2. We shouldn’t create our own boycotts if we don’t want others to boycott Israel: What we need, as those of us on the left who oppose BDS repeat endlessly, is to open dialogue and discussion – most especially with those with whom we disagree – rather than shut it down. If our struggle is, as I previously argued, primarily to win hearts and minds, we only lose moral ground by arguing that Israel shouldn’t be boycotted but should engage in boycotts itself. This means that we should not boycott, blacklist, shame, isolate, or defund the boycotters, as does HB 1018, in the manner of organizations such as AMCHA and Canary Mission. The attempt to silence alternative perspectives and to employ political litmus tests – in synagogues, JCCs, and Hillel International – are not only ethically wrong but also pragmatically counterproductive. They are seized on by people making anti-Semitic arguments that Jews use money and power to silence dissent. Within the academy, they violate the very arguments for academic freedom that are critical for countering academic boycotts.
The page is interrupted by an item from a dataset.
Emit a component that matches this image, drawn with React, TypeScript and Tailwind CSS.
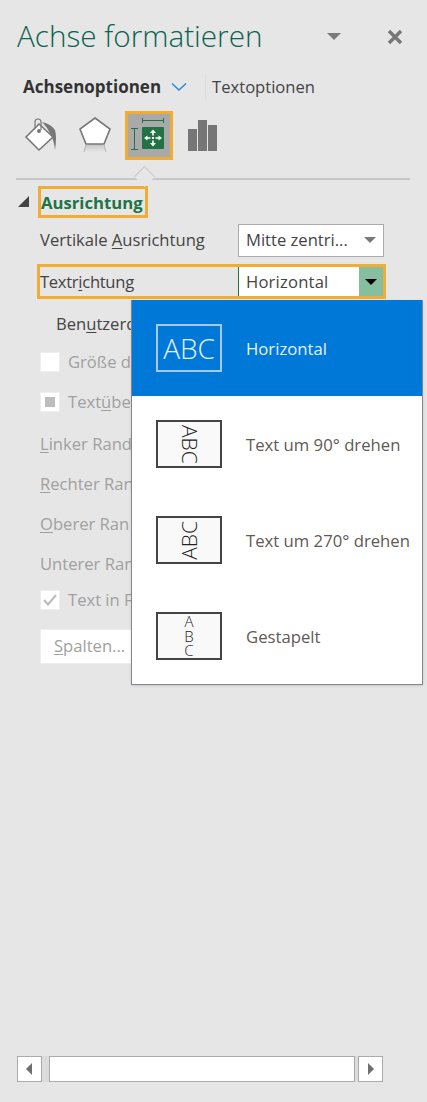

In addition, they tend to alienate students and young people who are only more drawn to that which is forbidden.

3. HB 1018 doesn’t distinguish between limited and full economic boycotts: HB 1018 defines “Boycott against or divestment from Israel [as] actions that are politically motivated and are intended to penalize Israel or otherwise limit commercial activities.” It draws no distinction between those who boycott all of Israel and those – including many Israeli and American Jews (David Grossman, Amoz Oz, Peter Beinart, etc.) – who boycott economic goods produced in the territories to urge the end of occupation and to press Israel to be true to its democratic origins. I do not support this type of limited economic boycott, but it is a profoundly divisive issue among the 150+ liberal scholars in the Alliance for Academic Freedom, a group I helped to found to oppose academic boycotts and to promote empathy in the debate over the future of Israel and Palestine. By penalizing those who engage in limited economic divestment, HB 1018 will further alienate those on the left – both Jews and non-Jews – from the mainstream Jewish community.

4. HB 1018 will have a chilling effect and might also defund higher education: HB 1018 demands that the Commonwealth cut off “funding of any kind to an institution of higher education that engages in a boycott against or divestment from Israel.” Since no institution of higher education has actually divested and, but for dining services briefly not ordering Sabra hummus, none has engaged in boycotts, perhaps the only real consequence of the Pennsylvania law, like similar ones in Illinois or Israel, will be a chilling effect on campuses. But what if the law conflates individual with institutional commitments to BDS? What if the Commonwealth defunds a school if one faculty member in American Studies engages in an academic boycott? What if a department maintains institutional membership in a professional association, such as the American Studies Association, that has endorsed BDS, or houses a regional branch of that association? What if a department boycotts an Israeli scholar, or if the institution’s student government passes a limited divestment bill? This legislation has the potential to be far more severe than earlier laws that have called for tax dollars not to support attendance at conferences where professional associations have endorsed BDS. If the Jewish community allies itself with such an effort it will lose credibility in opposing the boycott on academic freedom grounds, it will alienate many scholars (especially those on the left), and it will jeopardize much needed alliances with diverse students and their parents, especially those who rely on government-funded institutions for their education.

In addition to being an academic on the frontlines of fighting BDS, I am a Jewish mother of three daughters. I worry about the hostility they will face on campus. We all want to protect our children, especially from speech and actions that have in the last year, at times, crossed a line into anti-Semitism. I imagine that’s what Rep. Steve Santarsiero and others who have proposed similar bills intend to do. But the protection my girls – and all of our children – most need will not come from participating in Hasbara trips to Israel, waving the Israeli flag at a parade or rally, convincing them that anti-Semites are out to get them (although clearly anti-Semitism IS on the rise), or pretending that Israel is a utopia or a Disney Playland. Instead, it comes from educating Jews and non-Jews openly and honestly about Israel as a complicated nation that has had to make difficult choices and that, like most nations, has not always made the right ones. We need to expose all of our children both to Israel’s successes and its shortcomings -– including the occupation -– to help the nation to fulfill its aspirations of being both Jewish and democratic.

Silence and anti-normalization must not be met with further silencing and cutting of the purse strings. We need to engage more people in thoughtful dialogue toward co-existence, rather than dismissing and silencing one another with stereotypes, accusations, misunderstandings, and, yes, counter boycotts.